Axel Christian Zetlitz Kielland (14 October 1853 – 3 February 1924) was a Norwegian civil servant and Ministry of Foreign Affairs mandarin.

==Family==
He was born in Stavanger to Jacob Kielland and Thora Margrethe (1827–1902), née Bendz. His grandfather was Jacob Kielland, his uncle Jens Zetlitz Kielland and his cousins Kitty Lange and Alexander Kielland. Axel Christian Zetlitz Kielland had two older brothers, one of whom died young, and three younger siblings. His brother Jonas Schancke Kielland became a politician, and another brother Christian Bendz Kielland became a high-ranking civil servant.

==Career==
He enrolled in law studies in 1871, and graduated as cand.jur. in 1876. He began his career first in the Ministry of Justice and the Police in 1878 and then in the Ministry of the Interior from 1881. In 1899, he was promoted to assistant secretary in the Ministry of Foreign Affairs and in 1906, he became acting deputy under-secretary of State.
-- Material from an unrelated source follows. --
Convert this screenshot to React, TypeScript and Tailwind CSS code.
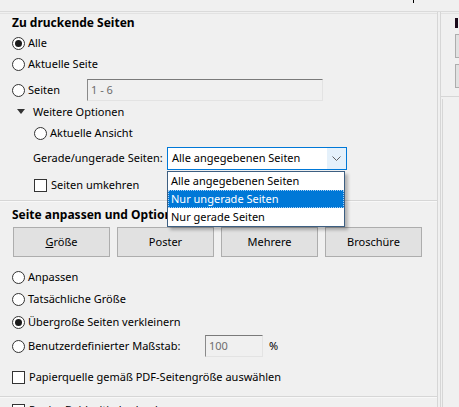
import React from 'react';

const font = { fontFamily: '"Noto Sans", "Open Sans", sans-serif' };

const Radio: React.FC<{ checked?: boolean; label: string }> = ({ checked, label }) => (
  <div className="flex items-center">
    <span className="flex h-[13px] w-[13px] items-center justify-center rounded-full border border-[#333333] bg-white">
      {checked && <span className="h-[7px] w-[7px] rounded-full bg-[#1a1a1a]" />}
    </span>
    <span className="ml-[3px] whitespace-nowrap">{label}</span>
  </div>
);

const Check: React.FC<{ label: string }> = ({ label }) => (
  <div className="flex items-center">
    <span className="h-[13px] w-[13px] border border-[#333333] bg-white" />
    <span className="ml-[4px] whitespace-nowrap">{label}</span>
  </div>
);

const Field: React.FC<{ value: string; className: string }> = ({ value, className }) => (
  <div
    className={`flex items-center border-t border-l border-t-[#7a7a7a] border-l-[#8a8a8a] border-r border-b border-r-[#e3e3e3] border-b-[#e3e3e3] bg-[#f0f0f0] pl-[3px] text-[#6d6d6d] ${className}`}
  >
    {value}
  </div>
);

const PushButton: React.FC<{ children: React.ReactNode }> = ({ children }) => (
  <button className="flex h-[30px] w-[97px] items-center justify-center border border-[#adadad] bg-[#e1e1e1] text-black">
    {children}
  </button>
);

export default function App() {
  return (
    <div className="h-[407px] w-[459px] overflow-hidden bg-[#f0f0f0] text-[11px] text-black" style={font}>
      {/* Streifen oben */}
      <div className="flex h-[11px]">
        <div className="ml-[413px] h-[3px] w-[1px] bg-black" />
      </div>
      <div className="h-[1px] bg-[#dadada]" />
      <div className="flex h-[395px]">
        {/* Linkes Panel */}
        <div className="relative w-[438px] border-r border-[#d6d6d6]">
          <div className="mt-[1px] h-[1px] bg-[#e2e2e2]" />
          <div className="pl-[12px]">
            <div className="flex h-[17px] items-center text-[12px] font-bold">Zu druckende Seiten</div>
            <div className="mt-[2px] flex h-[21px] items-center">
              <Radio checked label="Alle" />
            </div>
            <div className="flex h-[21px] items-center">
              <Radio label="Aktuelle Seite" />
            </div>
            <div className="mt-[4px] flex h-[22px] items-center">
              <div className="w-[75px]">
                <Radio label="Seiten" />
              </div>
              <Field value="1 - 6" className="h-[22px] w-[236px]" />
            </div>
            <div className="flex h-[22px] items-center pl-[5px]">
              <svg width="8" height="6" viewBox="0 0 8 6" className="mr-[8px]">
                <path d="M0 0 L8 0 L4 5 Z" fill="#333" />
              </svg>
              Weitere Optionen
            </div>
            <div className="flex h-[21px] items-center pl-[22px]">
              <Radio label="Aktuelle Ansicht" />
            </div>
            <div className="mt-[3px] flex h-[23px] items-center pl-[21px]">
              <div className="w-[134px] whitespace-nowrap">Gerade/ungerade Seiten:</div>
              <div className="flex h-[23px] w-[180px] items-center border border-[#0078d7] bg-white">
                <span className="flex-1 pl-[4px]">Alle angegebenen Seiten</span>
                <span className="flex h-full w-[19px] items-center justify-center bg-[#e5f1fb]">
                  <svg width="9" height="5" viewBox="0 0 9 5">
                    <path d="M0.5 0.5 L4.5 4.5 L8.5 0.5" fill="none" stroke="#606060" strokeWidth="1" />
                  </svg>
                </span>
              </div>
            </div>
            <div className="mt-[4px] flex h-[22px] items-center pl-[22px]">
              <Check label="Seiten umkehren" />
            </div>
          </div>
          <div className="mt-[4px] h-[1px] bg-[#d6d6d6]" />
          <div className="h-[1px] bg-[#f8f8f8]" />
          <div className="pl-[12px]">
            <div className="mt-[4px] flex h-[17px] items-center whitespace-nowrap text-[12px] font-bold">
              Seite anpassen und Optionen
            </div>
            <div className="mt-[4px] flex gap-[7px] pl-[1px]">
              <PushButton>
                <span>
                  <span className="underline">G</span>röße
                </span>
              </PushButton>
              <PushButton>Poster</PushButton>
              <PushButton>Mehrere</PushButton>
              <PushButton>Broschüre</PushButton>
            </div>
            <div className="mt-[10px] flex h-[21px] items-center">
              <Radio label="Anpassen" />
            </div>
            <div className="mt-[1px] flex h-[21px] items-center">
              <Radio label="Tatsächliche Größe" />
            </div>
            <div className="mt-[2px] flex h-[21px] items-center">
              <Radio checked label="Übergroße Seiten verkleinern" />
            </div>
            <div className="mt-[2px] flex h-[22px] items-center">
              <div className="w-[193px]">
                <Radio label="Benutzerdefinierter Maßstab:" />
              </div>
              <Field value="100" className="h-[22px] w-[58px]" />
              <span className="ml-[6px]">%</span>
            </div>
            <div className="mt-[10px] flex h-[21px] items-center">
              <Check label="Papierquelle gemäß PDF-Seitengröße auswählen" />
            </div>
          </div>
          <div className="mt-[8px] h-[1px] bg-[#d6d6d6]" />
          <div className="h-[1px] bg-[#f8f8f8]" />
          <div className="pl-[12px] pt-[4px]">
            <Check label="Papier Beidseitig bedrucken" />
          </div>

          {/* Aufgeklappte Liste */}
          <div className="absolute left-[167px] top-[159px] w-[178px] border border-[#3d5f82] bg-white shadow-[3px_3px_3px_rgba(0,0,0,0.25)]">
            <div className="flex h-[18px] items-center pl-[3px]">Alle angegebenen Seiten</div>
            <div className="flex h-[18px] items-center border border-dotted border-[#a8d0f5] bg-[#0078d7] pl-[2px] text-white">
              Nur ungerade Seiten
            </div>
            <div className="flex h-[18px] items-center pl-[3px]">Nur gerade Seiten</div>
          </div>
        </div>

        {/* Rechtes Panel (angeschnitten) */}
        <div className="ml-[2px] flex-1 border-l border-[#d6d6d6]">
          <div className="mt-[1px] h-[1px] bg-[#e2e2e2]" />
          <div className="ml-[14px] mt-[4px] h-[10px] w-[3px] bg-[#1a0a1a]" />
          <div className="ml-[14px] mt-[6px] h-[24px] border-y border-l border-[#adadad] bg-[#e1e1e1]" />
          <div className="ml-[14px] mt-[6px] h-[24px] border-y border-l border-[#adadad] bg-[#e1e1e1]" />
          <div className="mt-[8px] h-[1px] bg-[#d6d6d6]" />
          <div className="mt-[2px] ml-[1px] h-full border-l border-[#d6d6d6]" />
        </div>
      </div>
    </div>
  );
}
He was then appointed secretary in the Supreme Court in 1909. He was also a Camerlengo, from 1903.

Through his service, he had been bestowed the following titles:
- Knight of the Royal Norwegian Order of St. Olav
- Knight of the Order of Leopold
- Commandeur of the Légion d'honneur
- Grand Officer of the Order of the Crown of Italy
- Knight of the Order of the Crown of Prussia, 2nd Class
- Commander of the Order of Isabel the Catholic
- Knight of the Order of the Polar Star
- Knight of the Order of Vasa

He retired in 1920, and died in 1924 in Kristiania.